SET TASK -
Repeat the listing exactly as given, omitting every image.

--- START INPUT ---

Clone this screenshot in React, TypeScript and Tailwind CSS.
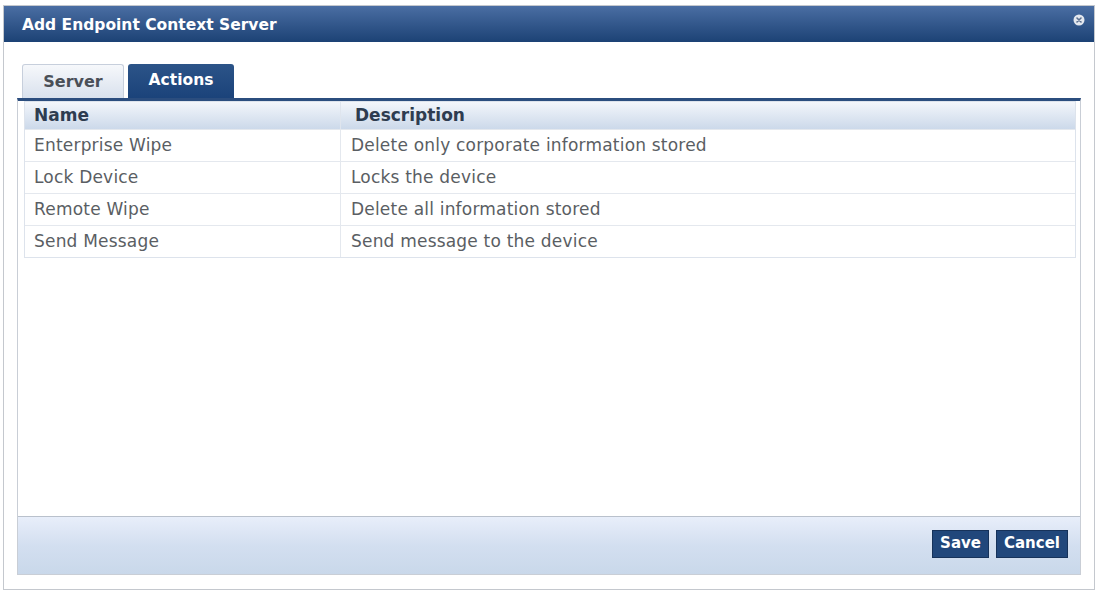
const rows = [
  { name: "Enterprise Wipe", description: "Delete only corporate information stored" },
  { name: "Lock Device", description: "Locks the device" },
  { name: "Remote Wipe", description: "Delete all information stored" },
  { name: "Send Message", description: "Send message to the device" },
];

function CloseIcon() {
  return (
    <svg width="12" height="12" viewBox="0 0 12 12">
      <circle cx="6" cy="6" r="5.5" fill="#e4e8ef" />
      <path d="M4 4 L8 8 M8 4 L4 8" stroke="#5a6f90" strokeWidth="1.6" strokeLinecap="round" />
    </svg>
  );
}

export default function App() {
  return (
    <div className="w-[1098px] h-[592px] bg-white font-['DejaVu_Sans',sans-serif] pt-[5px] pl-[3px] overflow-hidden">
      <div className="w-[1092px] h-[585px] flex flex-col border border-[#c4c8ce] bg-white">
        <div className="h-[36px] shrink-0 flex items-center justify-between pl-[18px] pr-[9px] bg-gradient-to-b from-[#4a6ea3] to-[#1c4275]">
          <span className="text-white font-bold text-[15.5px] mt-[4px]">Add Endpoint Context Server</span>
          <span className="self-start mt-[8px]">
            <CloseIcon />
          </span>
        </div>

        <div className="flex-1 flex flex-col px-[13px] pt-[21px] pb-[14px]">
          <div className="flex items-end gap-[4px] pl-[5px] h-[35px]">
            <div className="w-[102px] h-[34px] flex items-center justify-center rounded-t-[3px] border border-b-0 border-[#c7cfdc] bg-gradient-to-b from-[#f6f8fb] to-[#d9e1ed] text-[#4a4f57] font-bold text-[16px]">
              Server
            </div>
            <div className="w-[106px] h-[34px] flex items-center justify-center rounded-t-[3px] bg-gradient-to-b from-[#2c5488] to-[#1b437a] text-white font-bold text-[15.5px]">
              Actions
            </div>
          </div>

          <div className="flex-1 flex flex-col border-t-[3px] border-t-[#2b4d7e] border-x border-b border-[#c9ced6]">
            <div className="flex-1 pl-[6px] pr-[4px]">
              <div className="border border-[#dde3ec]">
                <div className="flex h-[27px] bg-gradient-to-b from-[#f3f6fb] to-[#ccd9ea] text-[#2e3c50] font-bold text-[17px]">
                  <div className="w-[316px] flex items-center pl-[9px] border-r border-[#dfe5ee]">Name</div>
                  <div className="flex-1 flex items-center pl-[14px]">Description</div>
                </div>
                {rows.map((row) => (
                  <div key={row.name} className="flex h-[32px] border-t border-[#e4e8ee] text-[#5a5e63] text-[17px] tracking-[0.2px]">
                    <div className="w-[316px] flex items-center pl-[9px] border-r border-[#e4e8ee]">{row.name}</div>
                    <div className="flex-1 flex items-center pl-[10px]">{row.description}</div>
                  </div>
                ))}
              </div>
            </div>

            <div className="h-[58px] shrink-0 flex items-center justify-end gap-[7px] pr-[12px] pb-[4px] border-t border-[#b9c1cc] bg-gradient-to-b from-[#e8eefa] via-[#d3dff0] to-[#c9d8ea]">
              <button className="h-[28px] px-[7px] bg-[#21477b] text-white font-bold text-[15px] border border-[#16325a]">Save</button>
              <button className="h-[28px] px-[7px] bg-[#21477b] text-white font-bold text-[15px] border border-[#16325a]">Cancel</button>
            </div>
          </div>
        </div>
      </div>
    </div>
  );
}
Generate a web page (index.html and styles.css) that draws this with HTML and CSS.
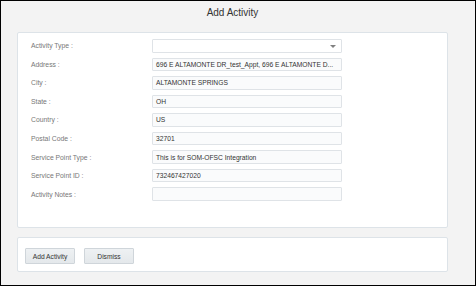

--- END INPUT ---

RESPONSE -
Clone this screenshot in React, TypeScript and Tailwind CSS.
const rows = [
  { name: "Enterprise Wipe", description: "Delete only corporate information stored" },
  { name: "Lock Device", description: "Locks the device" },
  { name: "Remote Wipe", description: "Delete all information stored" },
  { name: "Send Message", description: "Send message to the device" },
];

function CloseIcon() {
  return (
    <svg width="12" height="12" viewBox="0 0 12 12">
      <circle cx="6" cy="6" r="5.5" fill="#e4e8ef" />
      <path d="M4 4 L8 8 M8 4 L4 8" stroke="#5a6f90" strokeWidth="1.6" strokeLinecap="round" />
    </svg>
  );
}

export default function App() {
  return (
    <div className="w-[1098px] h-[592px] bg-white font-['DejaVu_Sans',sans-serif] pt-[5px] pl-[3px] overflow-hidden">
      <div className="w-[1092px] h-[585px] flex flex-col border border-[#c4c8ce] bg-white">
        <div className="h-[36px] shrink-0 flex items-center justify-between pl-[18px] pr-[9px] bg-gradient-to-b from-[#4a6ea3] to-[#1c4275]">
          <span className="text-white font-bold text-[15.5px] mt-[4px]">Add Endpoint Context Server</span>
          <span className="self-start mt-[8px]">
            <CloseIcon />
          </span>
        </div>

        <div className="flex-1 flex flex-col px-[13px] pt-[21px] pb-[14px]">
          <div className="flex items-end gap-[4px] pl-[5px] h-[35px]">
            <div className="w-[102px] h-[34px] flex items-center justify-center rounded-t-[3px] border border-b-0 border-[#c7cfdc] bg-gradient-to-b from-[#f6f8fb] to-[#d9e1ed] text-[#4a4f57] font-bold text-[16px]">
              Server
            </div>
            <div className="w-[106px] h-[34px] flex items-center justify-center rounded-t-[3px] bg-gradient-to-b from-[#2c5488] to-[#1b437a] text-white font-bold text-[15.5px]">
              Actions
            </div>
          </div>

          <div className="flex-1 flex flex-col border-t-[3px] border-t-[#2b4d7e] border-x border-b border-[#c9ced6]">
            <div className="flex-1 pl-[6px] pr-[4px]">
              <div className="border border-[#dde3ec]">
                <div className="flex h-[27px] bg-gradient-to-b from-[#f3f6fb] to-[#ccd9ea] text-[#2e3c50] font-bold text-[17px]">
                  <div className="w-[316px] flex items-center pl-[9px] border-r border-[#dfe5ee]">Name</div>
                  <div className="flex-1 flex items-center pl-[14px]">Description</div>
                </div>
                {rows.map((row) => (
                  <div key={row.name} className="flex h-[32px] border-t border-[#e4e8ee] text-[#5a5e63] text-[17px] tracking-[0.2px]">
                    <div className="w-[316px] flex items-center pl-[9px] border-r border-[#e4e8ee]">{row.name}</div>
                    <div className="flex-1 flex items-center pl-[10px]">{row.description}</div>
                  </div>
                ))}
              </div>
            </div>

            <div className="h-[58px] shrink-0 flex items-center justify-end gap-[7px] pr-[12px] pb-[4px] border-t border-[#b9c1cc] bg-gradient-to-b from-[#e8eefa] via-[#d3dff0] to-[#c9d8ea]">
              <button className="h-[28px] px-[7px] bg-[#21477b] text-white font-bold text-[15px] border border-[#16325a]">Save</button>
              <button className="h-[28px] px-[7px] bg-[#21477b] text-white font-bold text-[15px] border border-[#16325a]">Cancel</button>
            </div>
          </div>
        </div>
      </div>
    </div>
  );
}
Generate a web page (index.html and styles.css) that draws this with HTML and CSS.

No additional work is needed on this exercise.